Data entries
* begin *
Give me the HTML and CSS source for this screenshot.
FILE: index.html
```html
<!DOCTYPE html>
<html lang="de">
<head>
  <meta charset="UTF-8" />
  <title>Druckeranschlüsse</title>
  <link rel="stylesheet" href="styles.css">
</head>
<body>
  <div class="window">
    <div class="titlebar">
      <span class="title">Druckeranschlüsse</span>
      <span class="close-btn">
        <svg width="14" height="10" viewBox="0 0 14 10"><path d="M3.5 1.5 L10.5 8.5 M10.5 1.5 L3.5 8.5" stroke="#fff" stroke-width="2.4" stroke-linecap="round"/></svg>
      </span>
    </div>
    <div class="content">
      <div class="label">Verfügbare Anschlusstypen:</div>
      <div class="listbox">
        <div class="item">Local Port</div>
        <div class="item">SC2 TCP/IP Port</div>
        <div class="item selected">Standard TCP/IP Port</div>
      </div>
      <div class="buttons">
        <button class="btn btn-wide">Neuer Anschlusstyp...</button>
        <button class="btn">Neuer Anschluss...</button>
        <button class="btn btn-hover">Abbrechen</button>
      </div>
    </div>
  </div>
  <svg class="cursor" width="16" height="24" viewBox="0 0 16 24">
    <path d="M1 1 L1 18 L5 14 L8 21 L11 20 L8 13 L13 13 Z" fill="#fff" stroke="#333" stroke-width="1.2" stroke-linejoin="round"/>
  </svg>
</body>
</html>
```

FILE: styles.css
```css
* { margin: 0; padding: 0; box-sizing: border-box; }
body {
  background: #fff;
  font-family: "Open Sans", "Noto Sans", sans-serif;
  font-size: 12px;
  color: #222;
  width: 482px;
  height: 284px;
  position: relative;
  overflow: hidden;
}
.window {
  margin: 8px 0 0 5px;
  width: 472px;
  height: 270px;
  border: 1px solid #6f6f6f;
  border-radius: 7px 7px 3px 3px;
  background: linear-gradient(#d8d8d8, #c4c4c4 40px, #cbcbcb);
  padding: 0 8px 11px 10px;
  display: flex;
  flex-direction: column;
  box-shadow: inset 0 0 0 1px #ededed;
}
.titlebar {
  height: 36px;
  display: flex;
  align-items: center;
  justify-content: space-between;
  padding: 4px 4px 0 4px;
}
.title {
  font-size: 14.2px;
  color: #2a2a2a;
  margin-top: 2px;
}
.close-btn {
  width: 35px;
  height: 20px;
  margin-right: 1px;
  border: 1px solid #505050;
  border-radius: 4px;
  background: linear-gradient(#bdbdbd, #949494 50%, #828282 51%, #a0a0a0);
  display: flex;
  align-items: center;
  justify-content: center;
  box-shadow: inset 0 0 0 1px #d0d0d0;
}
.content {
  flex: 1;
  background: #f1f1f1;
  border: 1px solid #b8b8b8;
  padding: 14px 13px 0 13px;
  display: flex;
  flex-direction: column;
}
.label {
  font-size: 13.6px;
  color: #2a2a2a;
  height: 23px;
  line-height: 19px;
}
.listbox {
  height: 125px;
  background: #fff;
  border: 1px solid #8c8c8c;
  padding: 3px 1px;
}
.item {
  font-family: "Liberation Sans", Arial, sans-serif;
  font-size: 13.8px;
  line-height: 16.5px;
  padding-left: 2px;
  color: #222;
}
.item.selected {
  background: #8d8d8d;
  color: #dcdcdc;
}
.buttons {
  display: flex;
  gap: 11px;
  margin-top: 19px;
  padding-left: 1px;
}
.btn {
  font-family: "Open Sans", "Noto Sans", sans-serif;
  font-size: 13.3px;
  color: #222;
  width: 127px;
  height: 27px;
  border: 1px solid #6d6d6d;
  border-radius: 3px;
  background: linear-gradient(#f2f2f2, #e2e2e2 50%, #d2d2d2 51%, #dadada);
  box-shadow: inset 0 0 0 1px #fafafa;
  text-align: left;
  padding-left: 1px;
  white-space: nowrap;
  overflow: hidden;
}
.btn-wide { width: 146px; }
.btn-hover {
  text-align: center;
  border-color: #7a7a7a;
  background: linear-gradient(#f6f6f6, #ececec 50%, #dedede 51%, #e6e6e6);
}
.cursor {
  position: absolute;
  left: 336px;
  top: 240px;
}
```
* end *
* begin *
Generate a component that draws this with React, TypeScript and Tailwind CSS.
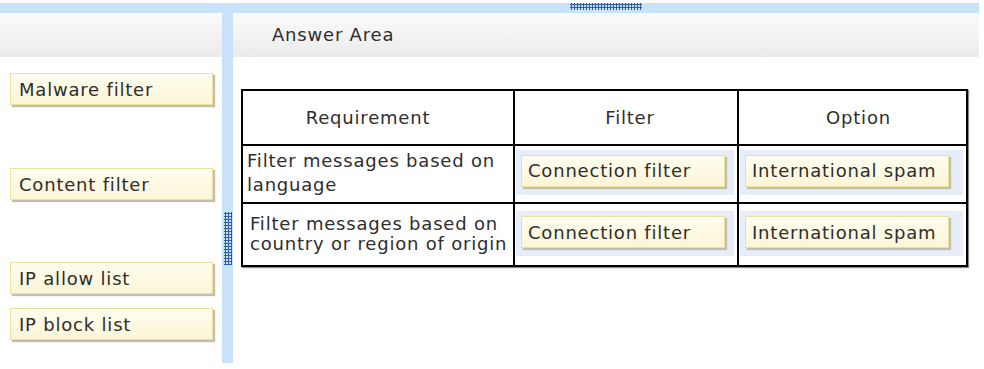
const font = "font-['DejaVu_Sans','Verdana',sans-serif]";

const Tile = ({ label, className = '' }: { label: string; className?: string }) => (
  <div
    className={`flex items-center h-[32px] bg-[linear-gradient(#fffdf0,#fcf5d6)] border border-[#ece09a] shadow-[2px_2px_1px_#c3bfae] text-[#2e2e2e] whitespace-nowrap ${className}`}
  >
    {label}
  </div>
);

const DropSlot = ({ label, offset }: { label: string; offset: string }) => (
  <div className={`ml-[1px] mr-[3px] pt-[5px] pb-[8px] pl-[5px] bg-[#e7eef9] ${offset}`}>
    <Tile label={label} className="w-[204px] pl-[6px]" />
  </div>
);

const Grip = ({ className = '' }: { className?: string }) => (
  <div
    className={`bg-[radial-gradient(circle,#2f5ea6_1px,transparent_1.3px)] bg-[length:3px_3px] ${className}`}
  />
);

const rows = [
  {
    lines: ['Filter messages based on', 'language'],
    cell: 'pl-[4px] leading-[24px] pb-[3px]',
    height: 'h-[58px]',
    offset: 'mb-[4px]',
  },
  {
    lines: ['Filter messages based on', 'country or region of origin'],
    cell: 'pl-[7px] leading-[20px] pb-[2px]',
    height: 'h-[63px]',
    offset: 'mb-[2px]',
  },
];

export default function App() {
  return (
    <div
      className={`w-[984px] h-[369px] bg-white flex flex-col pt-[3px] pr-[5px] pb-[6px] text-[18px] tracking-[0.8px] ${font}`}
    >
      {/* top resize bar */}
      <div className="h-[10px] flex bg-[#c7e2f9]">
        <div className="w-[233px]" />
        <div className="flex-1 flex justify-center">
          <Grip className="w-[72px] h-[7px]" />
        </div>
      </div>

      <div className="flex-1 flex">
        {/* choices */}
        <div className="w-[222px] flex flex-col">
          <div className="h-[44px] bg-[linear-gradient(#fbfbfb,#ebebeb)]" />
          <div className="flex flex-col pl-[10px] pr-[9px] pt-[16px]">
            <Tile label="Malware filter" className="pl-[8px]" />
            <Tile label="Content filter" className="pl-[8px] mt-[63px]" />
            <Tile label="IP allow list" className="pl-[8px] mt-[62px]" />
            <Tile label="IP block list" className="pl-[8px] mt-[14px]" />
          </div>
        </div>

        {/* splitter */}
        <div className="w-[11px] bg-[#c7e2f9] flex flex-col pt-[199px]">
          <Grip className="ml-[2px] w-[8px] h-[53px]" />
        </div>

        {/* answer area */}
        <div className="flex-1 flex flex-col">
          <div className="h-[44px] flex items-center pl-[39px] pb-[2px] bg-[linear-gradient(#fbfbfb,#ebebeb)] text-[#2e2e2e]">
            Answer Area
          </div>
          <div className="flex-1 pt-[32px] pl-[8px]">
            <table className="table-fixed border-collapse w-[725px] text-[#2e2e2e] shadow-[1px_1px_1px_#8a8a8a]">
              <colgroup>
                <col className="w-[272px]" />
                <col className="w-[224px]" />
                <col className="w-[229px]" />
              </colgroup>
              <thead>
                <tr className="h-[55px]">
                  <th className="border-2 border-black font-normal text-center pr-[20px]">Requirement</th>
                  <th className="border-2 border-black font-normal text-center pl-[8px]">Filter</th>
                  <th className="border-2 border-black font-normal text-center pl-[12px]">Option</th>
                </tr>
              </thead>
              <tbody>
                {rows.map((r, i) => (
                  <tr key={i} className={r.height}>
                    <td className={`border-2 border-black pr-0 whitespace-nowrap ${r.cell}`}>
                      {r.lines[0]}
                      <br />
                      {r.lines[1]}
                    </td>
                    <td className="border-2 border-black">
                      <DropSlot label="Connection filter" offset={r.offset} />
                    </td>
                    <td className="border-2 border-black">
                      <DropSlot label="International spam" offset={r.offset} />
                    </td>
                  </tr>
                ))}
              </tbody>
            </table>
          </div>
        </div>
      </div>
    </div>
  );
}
* end *
THE PROBLEM
Where a line of the data holds "this", show that line.

SOLUTION BELOW
Give me the HTML and CSS source for this screenshot.
Generate a component that draws this with React, TypeScript and Tailwind CSS.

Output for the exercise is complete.